The dead dogs’ trees were rooted in Neot Kedumim, an Israeli bible park off of highway 443, a notorious settler-only road that runs between the West Bank and Tel Aviv. Neot Kedumim is located in the Ben Shemen Jewish National Fund forest on the western edge of the Green Line near Modi’in Ilit. But before there was the "bible themed" nature reserve and the greenery of Ben Shemen, known as "Israel’s lungs" there were five Palestinian village. According to Zochrot, the Palestinian villages of Jimzu, Dayr Abu Salama, al-Haditha, Khirbat al-Duhayriyya and Khirbat Zakariyya were all destroyed during nakba, and is the location for today’s Ben Shemen park. 
If that weren’t bad enough, in a press release sent out by the JNF Werner goes on about how it’s important to remember the tragedies of the past. Of course he’s talking about his tragedy (both the dogs and the Holocaust–because, why not?), and not the one that befell the Palestinian people so that one day on the day of his birth he could embark on a sojourn to the holy land to till the earth, metaphorically making life after death in the memory of his dear animal companions. Here’s Werner followed by a friend from the trip, from the JNF release:
"It’s not by accident that we left Yad VaShem and went to plant trees.  To learn about the death and tragedy that befell the Jewish people, then to walk out of that [museum] building and look out over a thriving, flourishing Jerusalem—it really drives home the importance of Israel.  Then, to physically plant a tree in the ground and be part of that Israel, it’s like going from death to renewal."
Werner and Hering’s friends were deeply moved. "Understanding that the Holocaust happened so recently in history was shocking to me," said Vance Bray of Denver, who is not Jewish.  "That something of this magnitude could have taken place with the knowledge of the world, including that of my own country, is hard to accept."
I’ll add, I wouldn’t expect most people to know about the Palestinian villages that are rubble underneath nearly every JNF park. When Zochrot has surveyed daytrippers, around a quarter of them are aware they are on top of a destroyed Palestinian village. That’s not nothing. These aren’t well kept secrets. People know about 1948; Israelis know about 1948, but I don’t think American Jews do. I didn’t know about the Nakba until I was in college, and after I found out about it I felt deceived that this had been omitted from my Jewish education. It felt like Nakba denial, or it was Nakba denial. As to Werner, if he’s going through all of the showboating to make such an example of his trip and his wanting to remember the past, he really should have looked up what was in that park before there was a park.

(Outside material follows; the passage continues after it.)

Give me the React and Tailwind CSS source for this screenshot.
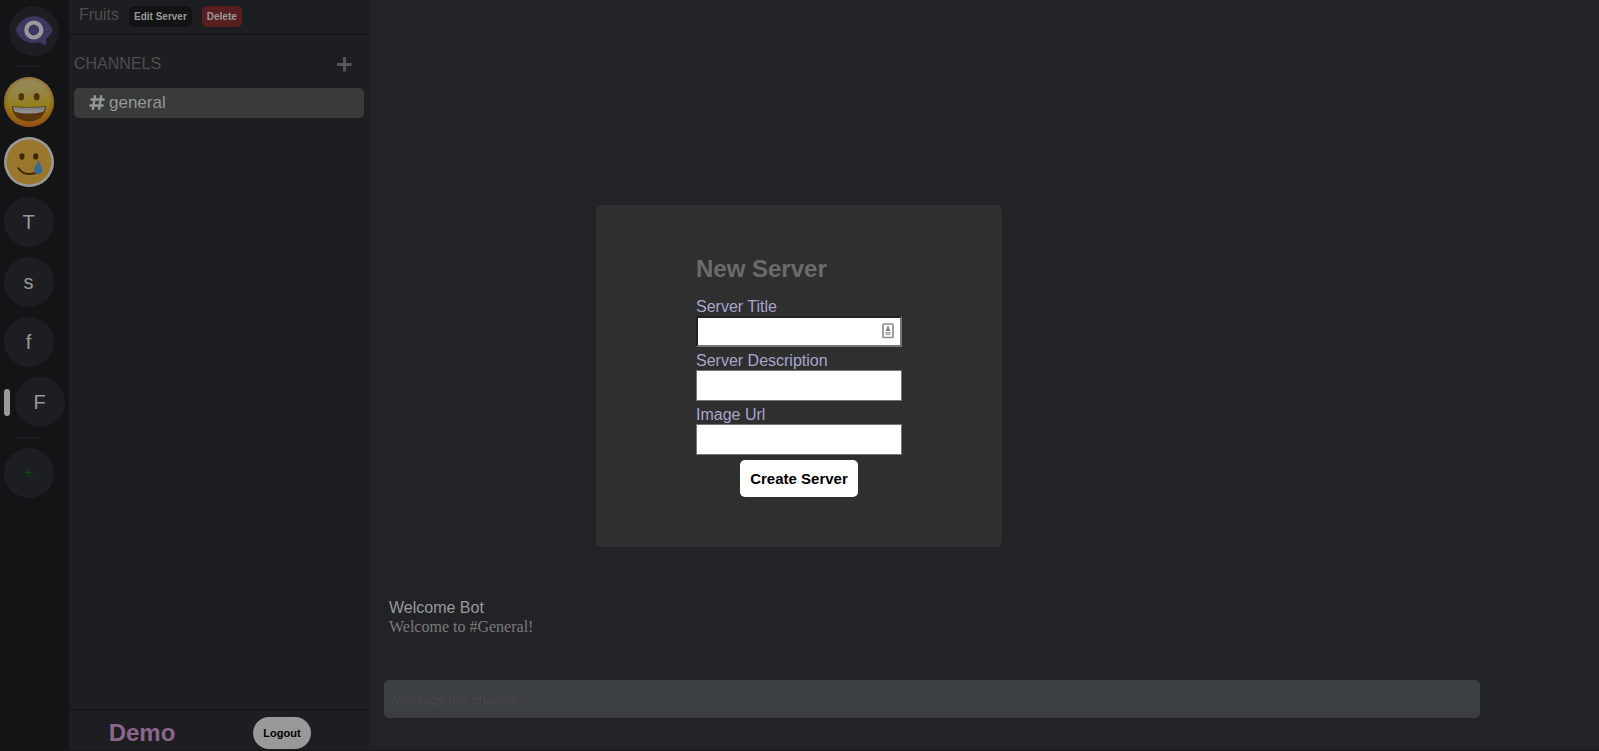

Ron Werner plants trees in memory of his dogs Sam, Zach and Lucy. (Photo: JNF)
Ron Werner plants trees in memory of his dogs Sam, Zach and Lucy. (Photo: JNF)
Correction: This post incorrectly cited Neot Kedumim park as planted on top of the destroyed Palestinian village of Hudtha. Neot Kedumim is a site within the larger Ben Shemen Jewish National Fund park, which is planted on top of the destroyed Palestinian villages of Jimzu, Dayr Abu Salama, al-Haditha, Khirbat al-Duhayriyya and Khirbat Zakariyya.